EXERCISE REQUIREMENTS> Repeat, exactly and only, the lines from the beginning of the data through the line with "import React from 'react'". Pictures are left out.

PROVIDED DATA>
● ● ● ●

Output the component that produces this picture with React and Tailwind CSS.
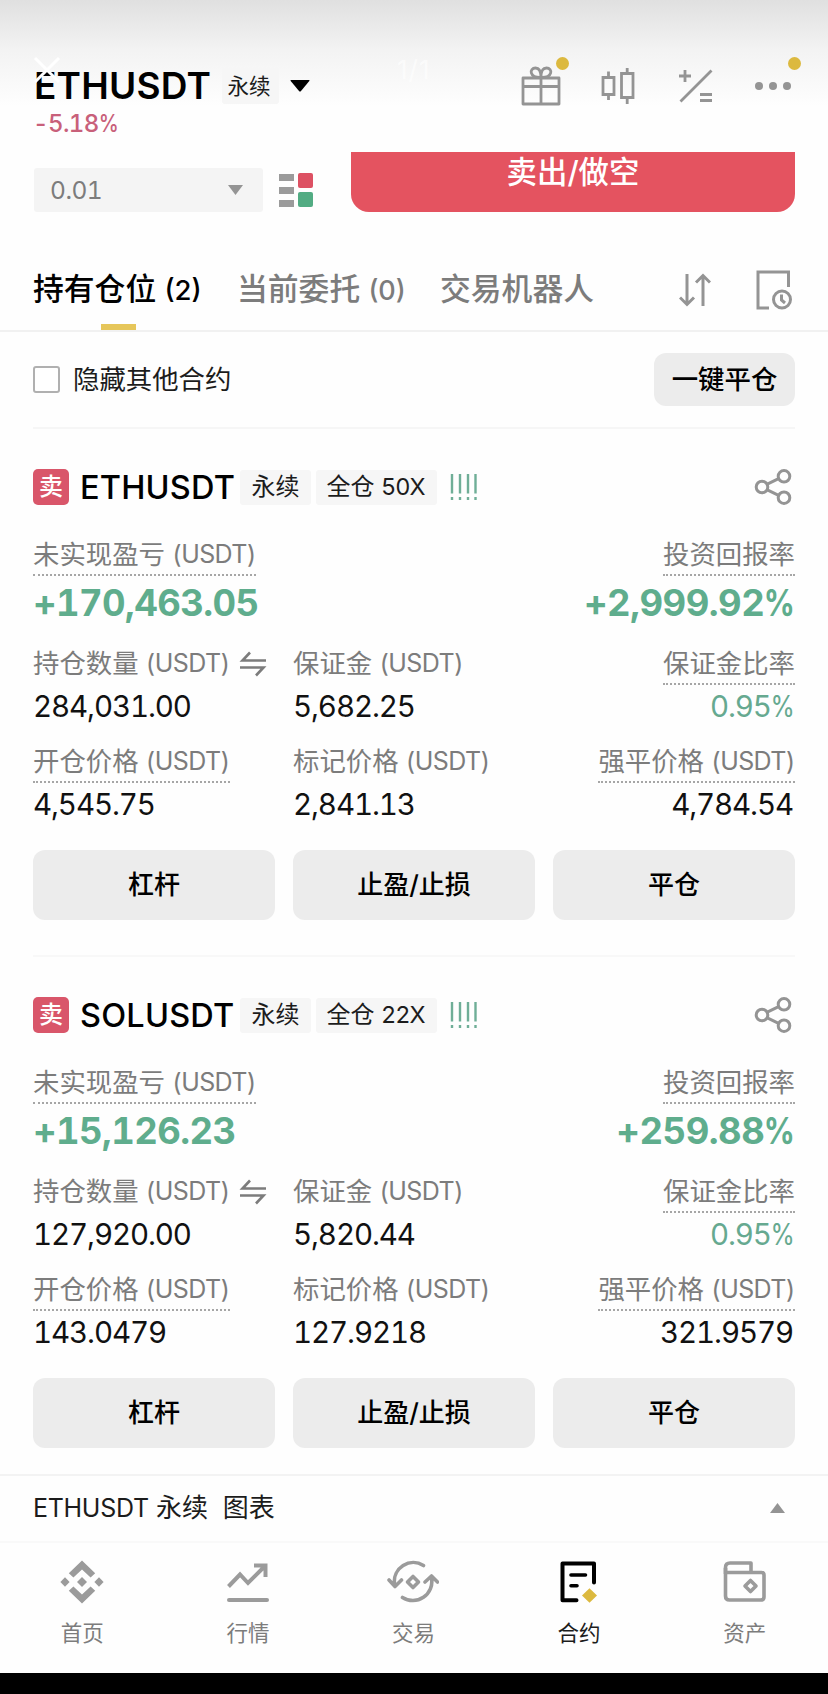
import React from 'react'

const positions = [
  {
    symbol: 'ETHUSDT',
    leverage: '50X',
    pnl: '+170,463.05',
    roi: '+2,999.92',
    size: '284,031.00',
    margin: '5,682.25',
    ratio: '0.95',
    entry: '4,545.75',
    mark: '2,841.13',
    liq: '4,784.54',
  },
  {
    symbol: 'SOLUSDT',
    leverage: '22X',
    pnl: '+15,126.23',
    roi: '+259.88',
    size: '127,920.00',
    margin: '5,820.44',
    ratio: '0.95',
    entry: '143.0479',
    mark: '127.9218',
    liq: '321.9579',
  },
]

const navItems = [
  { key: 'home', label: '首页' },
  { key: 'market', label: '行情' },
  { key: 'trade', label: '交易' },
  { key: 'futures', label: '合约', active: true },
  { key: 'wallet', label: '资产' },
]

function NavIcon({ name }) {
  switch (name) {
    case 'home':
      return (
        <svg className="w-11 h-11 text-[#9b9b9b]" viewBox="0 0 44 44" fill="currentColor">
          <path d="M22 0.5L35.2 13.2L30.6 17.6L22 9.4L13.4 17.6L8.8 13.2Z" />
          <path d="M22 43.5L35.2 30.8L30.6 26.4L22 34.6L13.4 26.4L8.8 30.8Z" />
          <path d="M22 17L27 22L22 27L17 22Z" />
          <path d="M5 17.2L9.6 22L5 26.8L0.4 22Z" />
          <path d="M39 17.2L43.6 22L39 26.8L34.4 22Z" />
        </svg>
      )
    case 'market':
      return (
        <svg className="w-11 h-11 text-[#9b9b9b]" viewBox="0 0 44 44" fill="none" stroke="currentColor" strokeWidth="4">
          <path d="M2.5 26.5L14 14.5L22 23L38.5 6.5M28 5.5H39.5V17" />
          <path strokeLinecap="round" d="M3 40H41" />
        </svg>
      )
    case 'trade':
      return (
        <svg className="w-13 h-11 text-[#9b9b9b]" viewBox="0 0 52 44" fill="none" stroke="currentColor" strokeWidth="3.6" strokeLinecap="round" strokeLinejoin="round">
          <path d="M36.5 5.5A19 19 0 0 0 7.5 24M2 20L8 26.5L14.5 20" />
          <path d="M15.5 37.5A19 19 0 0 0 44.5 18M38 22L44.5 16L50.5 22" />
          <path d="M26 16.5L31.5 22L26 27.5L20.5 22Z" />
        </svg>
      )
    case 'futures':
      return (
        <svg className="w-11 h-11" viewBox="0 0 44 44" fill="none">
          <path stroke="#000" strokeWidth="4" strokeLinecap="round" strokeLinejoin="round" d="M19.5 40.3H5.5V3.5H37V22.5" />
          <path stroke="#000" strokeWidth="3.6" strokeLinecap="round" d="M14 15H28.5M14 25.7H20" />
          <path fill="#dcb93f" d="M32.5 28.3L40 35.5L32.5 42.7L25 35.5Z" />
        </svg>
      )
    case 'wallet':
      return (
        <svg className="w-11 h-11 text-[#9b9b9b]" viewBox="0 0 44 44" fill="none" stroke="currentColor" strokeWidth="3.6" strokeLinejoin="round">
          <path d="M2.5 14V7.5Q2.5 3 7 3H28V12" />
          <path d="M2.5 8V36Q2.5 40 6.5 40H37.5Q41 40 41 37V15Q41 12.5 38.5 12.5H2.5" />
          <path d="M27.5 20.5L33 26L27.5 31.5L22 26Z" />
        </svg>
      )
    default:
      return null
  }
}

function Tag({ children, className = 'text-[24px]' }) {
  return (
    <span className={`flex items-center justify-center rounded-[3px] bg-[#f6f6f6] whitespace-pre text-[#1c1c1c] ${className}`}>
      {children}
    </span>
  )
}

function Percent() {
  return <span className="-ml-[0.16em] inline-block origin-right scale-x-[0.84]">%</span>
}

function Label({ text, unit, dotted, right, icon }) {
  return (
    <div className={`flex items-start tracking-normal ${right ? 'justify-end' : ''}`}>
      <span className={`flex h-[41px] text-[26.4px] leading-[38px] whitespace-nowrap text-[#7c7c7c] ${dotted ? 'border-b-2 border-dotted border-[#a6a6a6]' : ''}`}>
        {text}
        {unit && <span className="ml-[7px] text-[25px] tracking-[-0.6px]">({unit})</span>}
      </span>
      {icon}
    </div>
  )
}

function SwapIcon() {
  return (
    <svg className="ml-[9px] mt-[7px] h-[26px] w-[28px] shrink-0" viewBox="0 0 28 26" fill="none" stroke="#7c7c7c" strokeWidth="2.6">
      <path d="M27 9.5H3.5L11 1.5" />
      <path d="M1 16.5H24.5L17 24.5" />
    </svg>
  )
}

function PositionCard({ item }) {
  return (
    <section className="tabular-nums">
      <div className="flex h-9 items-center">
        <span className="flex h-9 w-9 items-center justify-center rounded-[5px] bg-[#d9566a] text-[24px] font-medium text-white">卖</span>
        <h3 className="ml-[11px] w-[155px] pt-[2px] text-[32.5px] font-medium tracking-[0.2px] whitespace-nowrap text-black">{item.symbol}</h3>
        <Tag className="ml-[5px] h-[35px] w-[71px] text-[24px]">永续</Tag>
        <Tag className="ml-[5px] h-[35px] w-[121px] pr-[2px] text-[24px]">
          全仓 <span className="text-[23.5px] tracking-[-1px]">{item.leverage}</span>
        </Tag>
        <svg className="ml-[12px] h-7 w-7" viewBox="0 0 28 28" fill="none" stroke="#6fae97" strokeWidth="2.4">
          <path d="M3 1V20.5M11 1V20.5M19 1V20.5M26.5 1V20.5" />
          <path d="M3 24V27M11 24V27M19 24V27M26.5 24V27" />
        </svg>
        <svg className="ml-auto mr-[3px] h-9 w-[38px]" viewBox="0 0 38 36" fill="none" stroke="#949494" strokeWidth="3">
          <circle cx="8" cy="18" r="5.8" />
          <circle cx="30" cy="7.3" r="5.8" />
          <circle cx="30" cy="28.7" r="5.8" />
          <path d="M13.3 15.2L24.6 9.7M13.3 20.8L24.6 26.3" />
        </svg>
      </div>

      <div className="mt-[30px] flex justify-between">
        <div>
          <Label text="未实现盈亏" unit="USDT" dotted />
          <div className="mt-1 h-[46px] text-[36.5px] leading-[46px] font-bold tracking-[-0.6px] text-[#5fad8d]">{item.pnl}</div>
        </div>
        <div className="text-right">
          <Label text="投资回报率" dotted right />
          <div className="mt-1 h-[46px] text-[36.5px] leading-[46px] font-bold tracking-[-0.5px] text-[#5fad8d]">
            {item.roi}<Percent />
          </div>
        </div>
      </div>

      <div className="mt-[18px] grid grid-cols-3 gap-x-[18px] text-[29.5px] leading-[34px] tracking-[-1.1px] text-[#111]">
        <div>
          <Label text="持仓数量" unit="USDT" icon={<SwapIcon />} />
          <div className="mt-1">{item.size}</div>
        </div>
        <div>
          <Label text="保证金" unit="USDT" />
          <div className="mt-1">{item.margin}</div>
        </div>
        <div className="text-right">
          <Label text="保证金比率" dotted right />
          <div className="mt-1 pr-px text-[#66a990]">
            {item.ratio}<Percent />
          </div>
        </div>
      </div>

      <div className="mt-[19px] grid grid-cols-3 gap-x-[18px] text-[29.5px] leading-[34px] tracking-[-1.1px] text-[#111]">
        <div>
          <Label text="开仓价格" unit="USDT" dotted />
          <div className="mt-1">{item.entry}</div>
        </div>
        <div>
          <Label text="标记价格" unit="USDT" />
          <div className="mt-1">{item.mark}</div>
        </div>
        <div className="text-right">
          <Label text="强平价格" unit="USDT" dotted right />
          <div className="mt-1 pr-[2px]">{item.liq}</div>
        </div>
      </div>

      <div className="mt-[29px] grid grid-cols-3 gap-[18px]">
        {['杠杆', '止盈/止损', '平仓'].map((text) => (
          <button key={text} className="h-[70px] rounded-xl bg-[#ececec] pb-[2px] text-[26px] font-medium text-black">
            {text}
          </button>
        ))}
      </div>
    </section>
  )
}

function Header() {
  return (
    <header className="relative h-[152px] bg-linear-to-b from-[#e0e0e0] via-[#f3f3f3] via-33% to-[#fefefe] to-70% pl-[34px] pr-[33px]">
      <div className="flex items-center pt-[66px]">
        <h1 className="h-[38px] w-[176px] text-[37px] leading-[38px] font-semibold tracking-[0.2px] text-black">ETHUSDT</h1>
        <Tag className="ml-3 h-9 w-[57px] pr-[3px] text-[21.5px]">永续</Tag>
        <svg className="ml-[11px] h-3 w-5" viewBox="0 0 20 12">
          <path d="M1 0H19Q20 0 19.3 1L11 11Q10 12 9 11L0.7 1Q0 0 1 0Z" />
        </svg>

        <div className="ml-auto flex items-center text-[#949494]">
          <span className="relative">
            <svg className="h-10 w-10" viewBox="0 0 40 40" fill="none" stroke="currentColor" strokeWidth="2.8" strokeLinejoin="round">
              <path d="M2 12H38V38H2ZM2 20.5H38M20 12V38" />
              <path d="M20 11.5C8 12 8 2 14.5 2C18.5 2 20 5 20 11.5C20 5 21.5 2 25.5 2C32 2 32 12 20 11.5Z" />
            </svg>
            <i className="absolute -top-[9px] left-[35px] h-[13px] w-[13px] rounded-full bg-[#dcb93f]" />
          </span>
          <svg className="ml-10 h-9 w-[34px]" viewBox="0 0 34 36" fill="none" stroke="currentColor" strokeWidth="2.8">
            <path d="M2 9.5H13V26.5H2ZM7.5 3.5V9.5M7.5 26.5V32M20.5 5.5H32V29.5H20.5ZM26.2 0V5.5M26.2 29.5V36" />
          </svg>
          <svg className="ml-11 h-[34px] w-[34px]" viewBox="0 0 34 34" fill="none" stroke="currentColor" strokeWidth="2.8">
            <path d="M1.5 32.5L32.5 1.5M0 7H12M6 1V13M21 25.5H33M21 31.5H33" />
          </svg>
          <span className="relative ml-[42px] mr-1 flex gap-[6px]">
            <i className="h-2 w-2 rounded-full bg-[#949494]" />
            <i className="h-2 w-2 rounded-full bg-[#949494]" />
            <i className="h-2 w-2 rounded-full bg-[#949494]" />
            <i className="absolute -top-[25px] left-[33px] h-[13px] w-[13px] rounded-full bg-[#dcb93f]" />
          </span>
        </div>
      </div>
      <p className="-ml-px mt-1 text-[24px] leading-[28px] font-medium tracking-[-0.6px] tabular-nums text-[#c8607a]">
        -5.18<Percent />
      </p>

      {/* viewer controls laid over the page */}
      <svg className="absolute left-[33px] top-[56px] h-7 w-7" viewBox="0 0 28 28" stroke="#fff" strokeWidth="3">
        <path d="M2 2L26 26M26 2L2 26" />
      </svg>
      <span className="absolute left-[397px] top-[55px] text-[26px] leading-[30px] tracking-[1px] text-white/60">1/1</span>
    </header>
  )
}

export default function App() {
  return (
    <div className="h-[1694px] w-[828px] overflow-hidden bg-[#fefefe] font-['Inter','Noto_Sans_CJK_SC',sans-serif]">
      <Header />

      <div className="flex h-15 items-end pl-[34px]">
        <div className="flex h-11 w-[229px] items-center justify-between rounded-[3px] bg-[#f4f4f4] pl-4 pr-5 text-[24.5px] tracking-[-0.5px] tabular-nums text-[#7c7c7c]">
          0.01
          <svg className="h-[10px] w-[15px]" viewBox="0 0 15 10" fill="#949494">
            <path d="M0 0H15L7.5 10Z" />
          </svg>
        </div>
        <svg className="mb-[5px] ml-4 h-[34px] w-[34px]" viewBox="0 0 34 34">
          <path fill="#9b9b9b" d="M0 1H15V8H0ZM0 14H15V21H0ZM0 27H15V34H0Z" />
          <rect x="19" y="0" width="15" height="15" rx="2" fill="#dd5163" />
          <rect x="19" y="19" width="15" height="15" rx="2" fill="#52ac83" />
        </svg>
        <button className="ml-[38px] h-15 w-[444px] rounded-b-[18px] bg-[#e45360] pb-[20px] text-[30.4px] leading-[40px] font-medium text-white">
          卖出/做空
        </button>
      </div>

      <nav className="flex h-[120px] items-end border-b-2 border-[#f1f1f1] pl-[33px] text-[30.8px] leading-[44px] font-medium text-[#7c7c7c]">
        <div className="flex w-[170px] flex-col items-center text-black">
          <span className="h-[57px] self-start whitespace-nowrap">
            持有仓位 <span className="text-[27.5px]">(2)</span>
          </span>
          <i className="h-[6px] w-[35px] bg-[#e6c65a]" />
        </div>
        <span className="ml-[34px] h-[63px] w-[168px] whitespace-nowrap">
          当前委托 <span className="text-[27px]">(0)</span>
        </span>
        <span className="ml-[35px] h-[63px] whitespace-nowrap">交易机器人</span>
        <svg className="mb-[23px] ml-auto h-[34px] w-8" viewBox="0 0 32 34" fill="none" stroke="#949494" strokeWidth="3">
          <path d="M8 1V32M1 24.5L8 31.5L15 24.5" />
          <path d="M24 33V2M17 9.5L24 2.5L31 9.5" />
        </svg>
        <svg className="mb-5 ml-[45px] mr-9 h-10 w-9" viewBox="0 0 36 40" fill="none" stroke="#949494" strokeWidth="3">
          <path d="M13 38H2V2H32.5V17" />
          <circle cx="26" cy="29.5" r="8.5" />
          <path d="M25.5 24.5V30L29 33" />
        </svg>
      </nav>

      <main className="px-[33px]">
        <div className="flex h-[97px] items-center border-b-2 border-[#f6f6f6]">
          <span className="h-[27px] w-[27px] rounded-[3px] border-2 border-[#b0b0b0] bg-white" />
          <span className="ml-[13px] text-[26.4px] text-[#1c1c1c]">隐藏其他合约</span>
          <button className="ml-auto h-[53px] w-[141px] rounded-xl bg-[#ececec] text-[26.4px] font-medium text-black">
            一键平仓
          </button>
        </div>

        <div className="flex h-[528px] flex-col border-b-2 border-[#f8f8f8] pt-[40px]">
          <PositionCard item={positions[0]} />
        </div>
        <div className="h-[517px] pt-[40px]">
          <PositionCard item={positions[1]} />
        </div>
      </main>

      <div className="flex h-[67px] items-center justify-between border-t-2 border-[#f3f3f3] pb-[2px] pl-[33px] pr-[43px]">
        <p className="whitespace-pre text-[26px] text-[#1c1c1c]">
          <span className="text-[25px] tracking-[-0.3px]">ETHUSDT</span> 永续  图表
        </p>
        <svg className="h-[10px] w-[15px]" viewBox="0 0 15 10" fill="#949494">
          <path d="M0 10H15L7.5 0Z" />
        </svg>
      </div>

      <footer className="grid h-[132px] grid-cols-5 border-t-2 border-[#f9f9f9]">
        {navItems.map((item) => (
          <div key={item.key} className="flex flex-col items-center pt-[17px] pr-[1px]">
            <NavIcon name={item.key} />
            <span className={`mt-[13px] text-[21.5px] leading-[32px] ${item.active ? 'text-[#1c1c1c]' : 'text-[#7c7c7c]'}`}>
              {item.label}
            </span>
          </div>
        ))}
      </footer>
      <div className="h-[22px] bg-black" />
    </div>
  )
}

● ● ● ●

FINISHED TASK>
Output the component that produces this picture with React and Tailwind CSS.
import React from 'react'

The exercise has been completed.